News & Stories
Hug a Senior Today!
I have a big favor to ask everyone. I want you to call an older adult in your life today. Let them know you care. Better yet, visit an older adult and give them a big hug. Tell them how much they mean to you.
May is one of the most important months of the year, because it’s Older Americans Month, and it’s a time when we need to give a little (really, a lot) of love to the older adults in our lives and community who have done so much for us.
They’ve raised us, hugged us when we were hurt or feeling down. They’ve fought wars and blazed trails to give us the life we enjoy. And it’s our responsibility to give back.

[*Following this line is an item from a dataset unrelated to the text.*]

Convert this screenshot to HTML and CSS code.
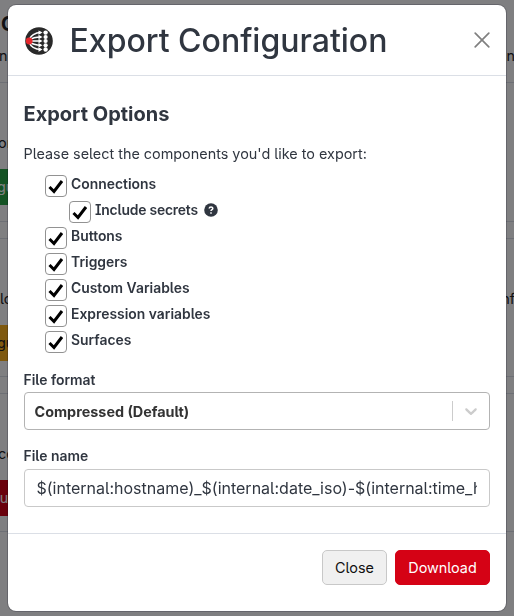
FILE: index.html
```html
<!DOCTYPE html>
<html lang="en">
<head>
<meta charset="utf-8">
<title>Export Configuration</title>
<link rel="stylesheet" href="styles.css">
</head>
<body>
<main class="page">
  <header class="page-head"><h1>C</h1><p><span>n</span><span>n</span></p></header>
  <section class="card"><p><span class="s1">or</span></p><div class="btn-back green">gu</div></section>
  <section class="card"><p><span class="s2">lo</span><span class="end">nf</span></p><div class="btn-back amber">gu</div></section>
  <section class="card"><p><span class="s3">co</span></p><div class="btn-back red">gu</div></section>
</main>
<div class="backdrop"></div>
<div class="modal" role="dialog">
  <header class="modal-head">
    <svg class="logo" viewBox="0 0 28 28">
      <circle cx="14" cy="14" r="13.800" fill="#292929"/>
      <g fill="none" stroke="#fff" stroke-width="1.500">
        <path d="M4 13C6 8 10 5.800 16 5.600M4 13.300C8 10.300 11 10 16 10M4 14H16M4 14.700C8 18 11 18.300 16 18.300M4 15.200C6 20 10 22.400 16 22.500"/>
      </g>
      <path fill="#fff" d="M13.500 3.400l4 2.200-4 2.200zM13.500 7.800l4 2.200-4 2.200zM13.500 11.800l4 2.200-4 2.200zM13.500 16.100l4 2.200-4 2.200zM13.500 20.300l4 2.200-4 2.200z"/>
      <g fill="#fff"><circle cx="20.600" cy="5.600" r="2.200"/><circle cx="20.600" cy="10" r="2.100"/><circle cx="20.600" cy="14" r="2.100"/><circle cx="20.600" cy="18.300" r="2.100"/><circle cx="20.600" cy="22.500" r="2.200"/></g>
      <circle cx="4.200" cy="14" r="3.400" fill="#e6262b"/>
    </svg>
    <h2>Export Configuration</h2>
    <svg class="close" viewBox="0 0 16 16"><path d="M1.200 1.200l13.600 13.600M14.800 1.200L1.200 14.800"/></svg>
  </header>
  <div class="modal-body">
    <h3>Export Options</h3>
    <p class="intro">Please select the components you'd like to export:</p>
    <div class="checks">
      <label><input type="checkbox" checked><span>Connections</span></label>
      <label class="nested"><input type="checkbox" checked><span>Include secrets</span>
        <svg class="help" viewBox="0 0 14 14"><circle cx="7" cy="7" r="6.800"/><path d="M5.200 5.500C5.300 3.400 8.800 3.400 8.800 5.400C8.800 6.700 7 6.700 7 8.100M7 9.300V10.700"/></svg></label>
      <label><input type="checkbox" checked><span>Buttons</span></label>
      <label><input type="checkbox" checked><span>Triggers</span></label>
      <label><input type="checkbox" checked><span>Custom Variables</span></label>
      <label><input type="checkbox" checked><span>Expression variables</span></label>
      <label><input type="checkbox" checked><span>Surfaces</span></label>
    </div>
    <div class="field-label">File format</div>
    <div class="select"><span>Compressed (Default)</span><i></i>
      <svg viewBox="0 0 20 20"><path d="M4.516 7.548c0.436-0.446 1.043-0.481 1.576 0l3.908 3.747 3.908-3.747c0.533-0.481 1.141-0.446 1.574 0 0.436 0.445 0.408 1.197 0 1.615-0.406 0.418-4.695 4.502-4.695 4.502-0.217 0.223-0.502 0.335-0.787 0.335s-0.570-0.112-0.789-0.335c0 0-4.287-4.084-4.695-4.502s-0.436-1.170 0-1.615z"/></svg></div>
    <div class="field-label name">File name</div>
    <div class="input"><span>$(internal:hostname)_$(internal:date_iso)-$(internal:time_hm)</span></div>
  </div>
  <footer class="modal-foot"><button>Close</button><button class="primary">Download</button></footer>
</div>
</body>
</html>
```
FILE: styles.css
```css
* { box-sizing: border-box; }
body {
  margin: 0; height: 616px; overflow: hidden; background: #fff; color: #303640;
  font: 16px/24px Inter, sans-serif; font-feature-settings: "ss02";
}
h1, h2, h3, p { margin: 0; }
.page { color: #222; font-size: 14.400px; }
.page-head { height: 83px; border-bottom: 1px solid #dbdfe6; padding-top: 8px; }
.page-head h1 { font-size: 20px; line-height: 32px; margin-left: 1px; }
.page-head p { display: flex; justify-content: space-between; padding-top: 4px; margin: 0 -1px; }
.card { height: 139px; margin-bottom: 16px; border-bottom: 1px solid #dbdfe6; padding-top: 48px; }
.card + .card { border-top: 1px solid #dbdfe6; margin-top: 16px; }
.card p { display: flex; justify-content: space-between; height: 38px; margin-left: -2px; }
.card .s2 { margin-left: 2px; }
.card .end { margin-right: -1px; }
.btn-back { height: 36px; line-height: 36px; width: 200px; text-indent: -3px; color: #fff; }
.green { background: #28a745; }
.amber { background: #ffb31a; color: #222; }
.red { background: #d50215; text-indent: -9px; }
.backdrop { position: fixed; inset: 0; background: rgba(0, 0, 4, .5); }
.modal {
  position: absolute; left: 7px; top: 4px; width: 500px; height: 608px;
  display: flex; flex-direction: column; background: #fff; background-clip: padding-box;
  border: 1px solid rgba(0, 0, 21, .2); border-radius: 9px; overflow: hidden;
}
.modal-head { display: flex; align-items: center; height: 71px; padding: 0 16px; border-bottom: 1px solid #dbdfe6; }
.logo { width: 28px; height: 28px; margin: 2px 0 0 1px; }
.modal-head h2 { margin: 2px 0 0 16.500px; font-size: 32px; line-height: 42px; font-weight: 500; white-space: nowrap; }
.close { width: 16px; height: 16px; margin-left: auto; stroke: #808080; stroke-width: 1.700; fill: none; stroke-linecap: round; }
.modal-body { flex: 1; padding: 26px 16px 0; }
h3 { font-size: 20px; line-height: 24px; font-weight: 700; margin-left: -.5px; }
.intro { font-size: 14.400px; margin: 16px 0 0 -.5px; line-height: 24px; }
.checks { padding: 6px 0 0 21px; }
.checks label { display: flex; align-items: flex-start; height: 26px; font-size: 13.900px; line-height: 24px; font-weight: 600; }
.checks .nested { padding-left: 24px; }
.nested span { letter-spacing: -.2px; }
.checks input {
  appearance: none; flex: none; width: 22px; height: 22px; margin: 3px 4px 0 0; border: 1px solid #929292; border-radius: 4px;
  background: url("data:image/svg+xml,%3Csvg xmlns='http://www.w3.org/2000/svg' viewBox='0 0 20 20'%3E%3Cpath d='M3.500 11L8 15.500L16 5' fill='none' stroke='%23000' stroke-width='3'/%3E%3C/svg%3E") center / 20px 20px;
}
.help { width: 14px; height: 14px; margin: 5px 0 0 6.500px; fill: #303640; }
.help path { fill: none; stroke: #fff; stroke-width: 1.500; }
.field-label { font-size: 13.900px; line-height: 24px; font-weight: 600; margin: 14px 0 0 -.5px; }
.select { display: flex; align-items: center; height: 38px; border: 1px solid #b3b3b3; border-radius: 4px; padding: 0 8px 0 10px; font-size: 14.400px; font-weight: 700; color: #333; }
.select span { margin: 1px 0 0 -.5px; }
.select i { width: 1px; height: 20px; margin-left: auto; background: #ccc; }
.select svg { width: 20px; height: 20px; margin-left: 8px; fill: #ccc; }
.input { height: 38px; margin-top: 1px; border: 1px solid #c9c9c9; border-radius: 4px; padding: 6px 12px; line-height: 24px; }
.input span { display: block; overflow: hidden; white-space: nowrap; text-indent: -.5px; }
.modal-foot { display: flex; justify-content: flex-end; gap: 8px; height: 78px; padding: 16px 16px 0; border-top: 1px solid #dbdfe6; }
button { height: 35px; width: 65px; padding: 0; border: 1px solid #c8c8c8; border-radius: 5px; background: #f0f0f0; color: #111; font: inherit; font-size: 14.400px; font-feature-settings: inherit; }
button.primary { width: 95px; border-color: #d50215; background: #d50215; color: #fff; }
```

I try to call my aunts and uncles regularly, but this month, I’m making a special effort to carve out some time to give my 94-year-old uncle Bubba a call. Then I’m going to call my aunts Vicky and Shirley and also Uncle Wayne. I’m going to tell them I’m thinking of them, and I’m going to thank them for the influence they’ve had on my life. I wouldn’t be where I am today without them.
I wish they all lived closer so I could wrap my arms around them, like they used to do with me. But, since the miles separate us, I’m going to call (not send a text or message them on Facebook.) I want to make a call and have a real conversation.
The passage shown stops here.